— Begin Data provided —
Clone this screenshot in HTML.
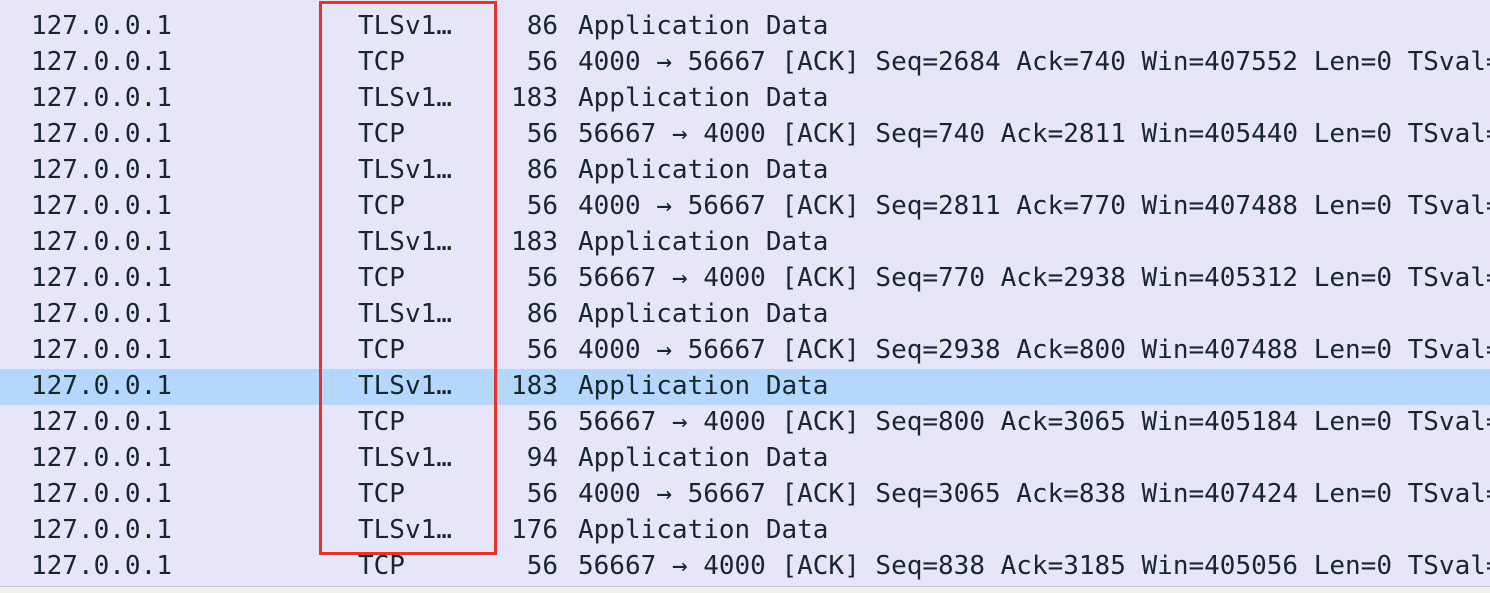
<!DOCTYPE html>
<html><head><meta charset="utf-8"><style>
html,body{margin:0;padding:0}
body{width:1490px;height:592px;background:#e7e5f9;position:relative;overflow:hidden;font-family:"DejaVu Sans Mono","Liberation Mono",monospace;font-size:26px;color:#17262f}
.r{position:absolute;left:0;width:1490px;height:36px;line-height:36px;white-space:pre;margin-top:1px}
.r span{position:absolute;top:0}
.a{left:31px}.p{left:358px}.l{right:932px;text-align:right}.i{left:578px}
.hl{position:absolute;left:0;top:369px;width:1490px;height:36px;background:#b4d7fb}
.box{position:absolute;left:319px;top:1px;width:172px;height:548px;border:3px solid #e5332a}
.bot{position:absolute;left:0;top:586px;width:1490px;height:6px;background:#efeff0;border-top:1px solid #c9c8cf}
</style></head><body>
<div class="hl"></div>
<div class="r" style="top:7px"><span class="a">127.0.0.1</span><span class="p">TLSv1…</span><span class="l">86</span><span class="i">Application Data</span></div>
<div class="r" style="top:43px"><span class="a">127.0.0.1</span><span class="p">TCP</span><span class="l">56</span><span class="i">4000 → 56667 [ACK] Seq=2684 Ack=740 Win=407552 Len=0 TSval=</span></div>
<div class="r" style="top:79px"><span class="a">127.0.0.1</span><span class="p">TLSv1…</span><span class="l">183</span><span class="i">Application Data</span></div>
<div class="r" style="top:115px"><span class="a">127.0.0.1</span><span class="p">TCP</span><span class="l">56</span><span class="i">56667 → 4000 [ACK] Seq=740 Ack=2811 Win=405440 Len=0 TSval=</span></div>
<div class="r" style="top:151px"><span class="a">127.0.0.1</span><span class="p">TLSv1…</span><span class="l">86</span><span class="i">Application Data</span></div>
<div class="r" style="top:187px"><span class="a">127.0.0.1</span><span class="p">TCP</span><span class="l">56</span><span class="i">4000 → 56667 [ACK] Seq=2811 Ack=770 Win=407488 Len=0 TSval=</span></div>
<div class="r" style="top:223px"><span class="a">127.0.0.1</span><span class="p">TLSv1…</span><span class="l">183</span><span class="i">Application Data</span></div>
<div class="r" style="top:259px"><span class="a">127.0.0.1</span><span class="p">TCP</span><span class="l">56</span><span class="i">56667 → 4000 [ACK] Seq=770 Ack=2938 Win=405312 Len=0 TSval=</span></div>
<div class="r" style="top:295px"><span class="a">127.0.0.1</span><span class="p">TLSv1…</span><span class="l">86</span><span class="i">Application Data</span></div>
<div class="r" style="top:331px"><span class="a">127.0.0.1</span><span class="p">TCP</span><span class="l">56</span><span class="i">4000 → 56667 [ACK] Seq=2938 Ack=800 Win=407488 Len=0 TSval=</span></div>
<div class="r" style="top:367px"><span class="a">127.0.0.1</span><span class="p">TLSv1…</span><span class="l">183</span><span class="i">Application Data</span></div>
<div class="r" style="top:403px"><span class="a">127.0.0.1</span><span class="p">TCP</span><span class="l">56</span><span class="i">56667 → 4000 [ACK] Seq=800 Ack=3065 Win=405184 Len=0 TSval=</span></div>
<div class="r" style="top:439px"><span class="a">127.0.0.1</span><span class="p">TLSv1…</span><span class="l">94</span><span class="i">Application Data</span></div>
<div class="r" style="top:475px"><span class="a">127.0.0.1</span><span class="p">TCP</span><span class="l">56</span><span class="i">4000 → 56667 [ACK] Seq=3065 Ack=838 Win=407424 Len=0 TSval=</span></div>
<div class="r" style="top:511px"><span class="a">127.0.0.1</span><span class="p">TLSv1…</span><span class="l">176</span><span class="i">Application Data</span></div>
<div class="r" style="top:547px"><span class="a">127.0.0.1</span><span class="p">TCP</span><span class="l">56</span><span class="i">56667 → 4000 [ACK] Seq=838 Ack=3185 Win=405056 Len=0 TSval=</span></div>
<div class="box"></div>
<div class="bot"></div>
</body></html>
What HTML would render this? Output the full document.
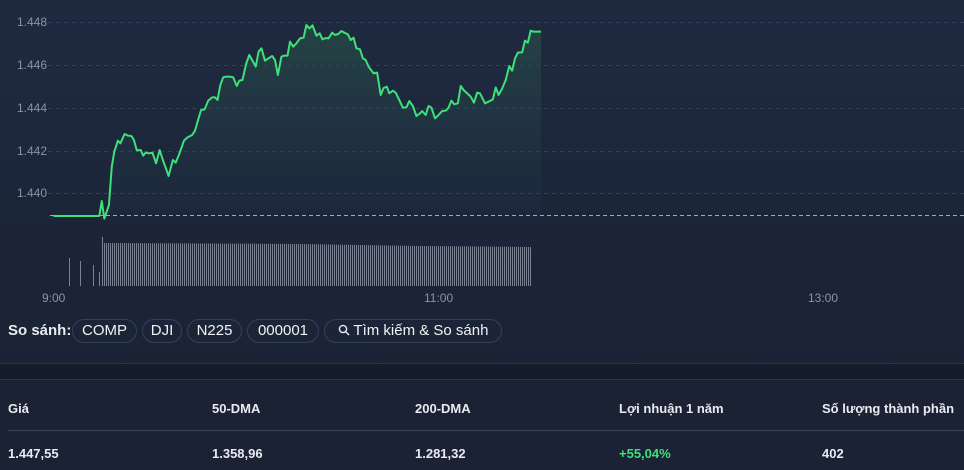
— End Data provided —
_Instruction_
Each line of the material that holds the string "this" counts once; give the total alone.

_Exercise response_
2